Por si hubiera sido poca noche aquella Víspera de Guadalupe, el micro hizo una parada inusual unas cuadras antes de donde siempre me bajo. Me convenía aprovechar un camino más directo a la casa -10 minutos caminando, en vez de los habituales 20- y descendí.
Entonces ocurrió la maravilla: me enamoré una vez más de mis rumbos. Estaban tan alegres, con las decoraciones de navidad que en colonias populares sacrifican estética en aras de la abundancia... yo venía tan contenta por el detalle de los tamales regalados y la sonrisa del Tal Iván...

Como había pedido a un amigo que tomara fotos de la función de navidad, Filomena Palafox -mi cámara- venía conmigo. Como turista deschavetada, me puse a disparar contra cada ventana, balcón o árbol que brillara un poquito. Pocas fotos salieron, era más el entusiasmo por capturar cada imagen hermosa, que la cacería racional.

Seguramente más de un vecino despertó sobresaltado a mis impertinentes flashazos frente a la ventana de su recámara.
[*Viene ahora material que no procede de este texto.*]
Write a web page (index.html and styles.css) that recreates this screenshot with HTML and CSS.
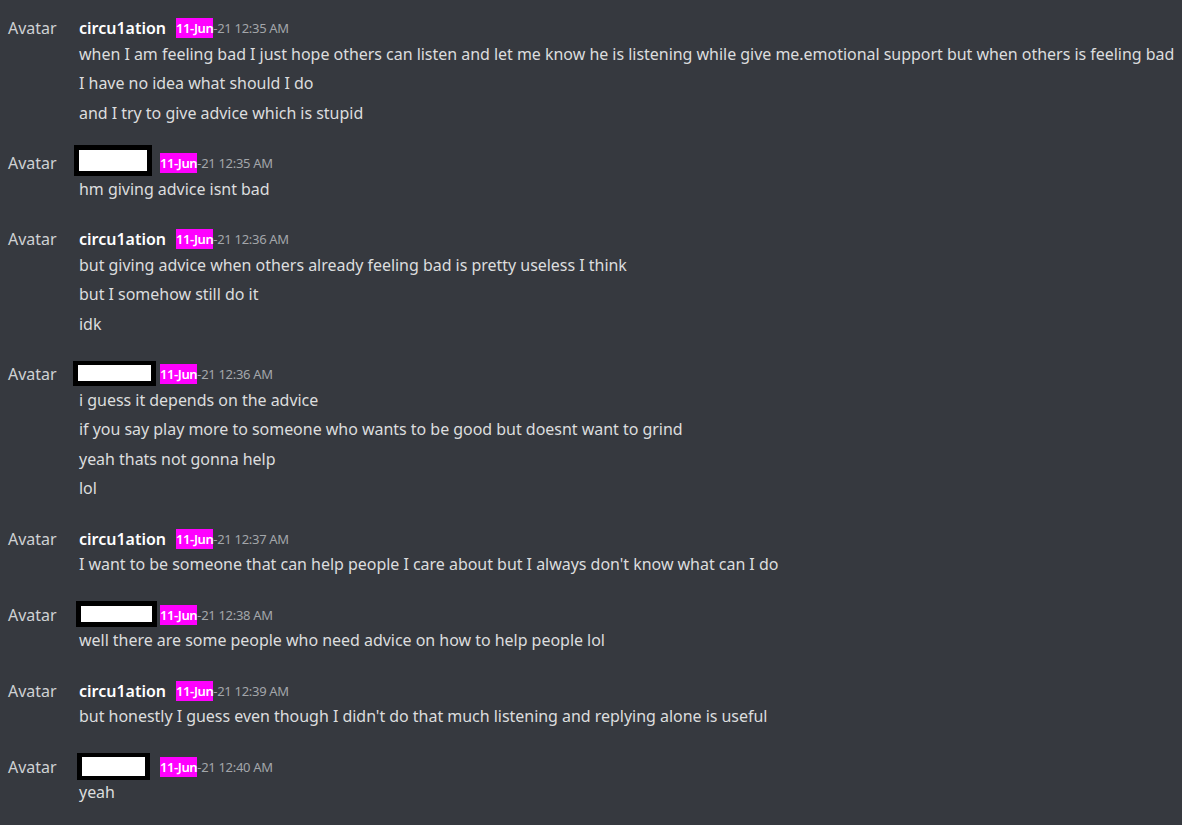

Pero yo estaba loca de felicidad.
Así, flasheando a diestra y siniestra, me fui acercando a la casa.
Pero unas cuadras antes de llegar, en el borde del antes río de aguas negras, ahora "Parque Ecológico Longitudinal San Javier", en uno de tantos altarcitos a la Vírgen, estaba un grupo de vecinos cantándole las mañanitas.
Me acerqué, haciendo ruido a propósito para que se percataran de mi pacífica presencia. Les pedí permiso de tomarles unas fotos. Accedieron gustosos, tal vez con un gusto un poco exagerado.
Mientras Filomena y yo nos dábamos vuelo, un vecino me servía un gran vaso de ponche. Cuando me lo acercó, me expliqué la razón de su gusto:
-Errr... esquius mi, es ponche -me decía con un mal logrado acento estadounidense -es un bebidau mecsicana de estas fiestas, tomarlo con confianza, señoritau.
¡Me habían confundido con turista! Lo que normalmente me enoja mucho, aquella vez, y en las irónicas circunstancias en que se dio -pasadas las 12 de la noche, una colonia bastante solitaria y nada turística, y frente al altar de la Vírgen/Tonantzin- me desternilló de la risa.

Me invitaron a la misa que iban a hacer al siguiente día -y no pude ir. Yo les expliqué que no era turista, que era vecina de ellos, chilanguísima, y amante de nuestras tradiciones. Que me encantaba contarle a gente que no es de aquí acerca de las cosas valiosas que tenemos, y que para eso tengo una página web. Que las fotos las iba a poner en la página para que mucha gente las viera, junto con una narración que las explicara.
Y eso es, precisamente, lo que estoy haciendo en este momento.

¡¡Que viva mi Chilangolandia querida, con sus tradiciones urbanas!! Y a mis amigos del Sotavento, pos ahí los veré en febrero. Les mando un abrazo, pero ahorita SOY CHILANGA.